## begin

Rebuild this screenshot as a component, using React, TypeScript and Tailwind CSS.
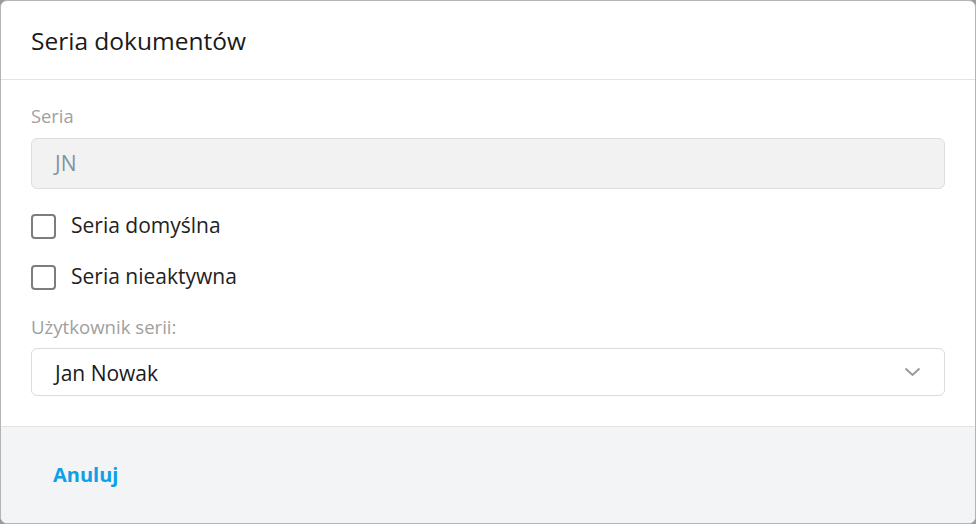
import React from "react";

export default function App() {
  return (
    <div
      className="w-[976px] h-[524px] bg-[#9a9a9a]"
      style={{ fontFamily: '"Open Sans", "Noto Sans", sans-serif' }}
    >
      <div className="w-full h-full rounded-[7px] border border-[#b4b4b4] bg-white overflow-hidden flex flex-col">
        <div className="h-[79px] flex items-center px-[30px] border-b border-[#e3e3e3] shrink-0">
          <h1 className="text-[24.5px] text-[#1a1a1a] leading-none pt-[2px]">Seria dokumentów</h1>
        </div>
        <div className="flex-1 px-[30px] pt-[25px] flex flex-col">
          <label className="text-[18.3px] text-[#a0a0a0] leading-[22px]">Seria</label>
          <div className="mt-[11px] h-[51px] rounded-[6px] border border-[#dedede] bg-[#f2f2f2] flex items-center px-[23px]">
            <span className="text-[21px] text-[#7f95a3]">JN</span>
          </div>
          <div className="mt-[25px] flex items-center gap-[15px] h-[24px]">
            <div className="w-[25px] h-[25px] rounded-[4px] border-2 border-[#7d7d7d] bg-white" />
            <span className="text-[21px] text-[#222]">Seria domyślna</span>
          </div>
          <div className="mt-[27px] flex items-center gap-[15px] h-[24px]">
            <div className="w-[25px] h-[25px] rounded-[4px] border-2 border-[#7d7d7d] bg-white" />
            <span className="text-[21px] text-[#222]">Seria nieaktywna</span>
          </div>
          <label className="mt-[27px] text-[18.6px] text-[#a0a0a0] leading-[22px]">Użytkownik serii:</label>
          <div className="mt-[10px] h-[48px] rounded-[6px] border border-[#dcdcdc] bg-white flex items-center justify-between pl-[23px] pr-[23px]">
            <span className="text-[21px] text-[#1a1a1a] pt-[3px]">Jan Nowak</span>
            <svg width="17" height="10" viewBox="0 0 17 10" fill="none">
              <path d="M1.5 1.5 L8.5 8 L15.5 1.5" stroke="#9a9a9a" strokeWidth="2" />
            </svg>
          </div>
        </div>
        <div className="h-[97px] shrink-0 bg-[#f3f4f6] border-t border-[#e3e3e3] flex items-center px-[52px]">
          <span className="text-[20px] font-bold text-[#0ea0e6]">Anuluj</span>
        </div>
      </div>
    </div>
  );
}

## end

### AIM
Please repeat exactly the data above from its first line to the line that contains "import React from", inclusive, and leave every picture out.

### RESPONSE
Rebuild this screenshot as a component, using React, TypeScript and Tailwind CSS.
import React from "react";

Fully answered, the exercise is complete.